Não vem a nós sozinho, mas com os pobres, os oprimidos, os que morrem de fome
na terra. Por meio d’Ele vem a nós esses homens e essas mulheres em busca de
ajuda, de justiça, de amor expresso em obras. Não podemos, por conseguinte,
receber digna-mente o Pão da Vida, se ao mesmo tempo não damos pão para que
vivam aqueles que dele neces-sitam, sejam quais forem eles e onde quer que
estejam” (Pe. Arrupe).
A
Encarnação foi o caminho que a Trindade escolheu para se
aproximar da humanidade e fazer história
conosco.
Nosso corpo humano, feito de barro –
vaso frágil e quebradiço – tornou-se o lugar privilegiado da chegada e da
revelação do amor trinitário.
“Não sabeis que o vosso
corpo é templo do Espírito Santo, que habita em vós?” (1Cor, 6,19)
O
nosso corpo é o “templo” santo e santificado, onde Deus Trino faz sua morada.
A Encarnação de Jesus não autoriza
qualquer desprezo da corporeidade; pelo contrário, valoriza o ser humano na sua
totalidade.
Cuidar do corpo para recuperar a saúde, combater o stres, harmonizar
mente e corpo, razão e emoção, isto é benéfico. A deturpação desumanizante do
corpo aparece quando ele é visto como fim em si mesmo.
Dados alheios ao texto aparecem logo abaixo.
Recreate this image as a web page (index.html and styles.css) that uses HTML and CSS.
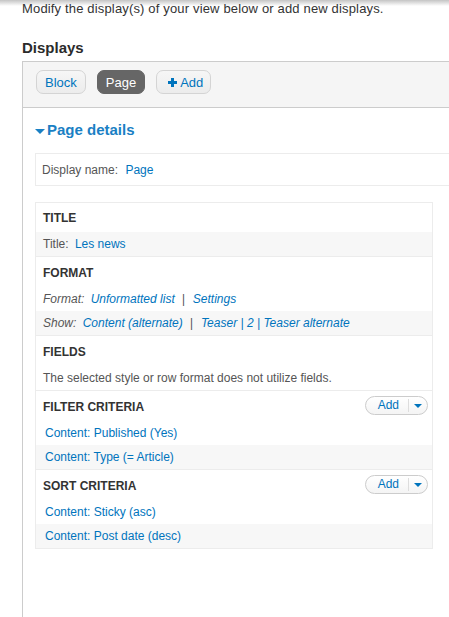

Temos muitas ofertas para o corpo: ginásticas, academias, cosméticos,
bioenergéticas, yoga, dança, expressão corporal, cirurgias plásticas,
implantes, massagem...
Cuidar sim, idolatrar não; é preciso caminhar para a superação do medo
do corpo, mas sem idolatrá-lo.
Texto
bíblico: Mc
14,12-16.22-26
Na
oração: Sinta todo o seu corpo como um templo. E neste templo
acolha o Sopro.
Procure saboreá-lo internamente. E deixe atuar em você a força da
inspiração e da expiração para que todo o seu corpo seja iluminado e plenificado. Deixe vir a Luz e que ela penetre nas partes mais
dolorosas do seu ser. Sinta que você é um corpo
de argila e também um corpo de diamante.
Simplesmente respire na presença d’Aquele que É.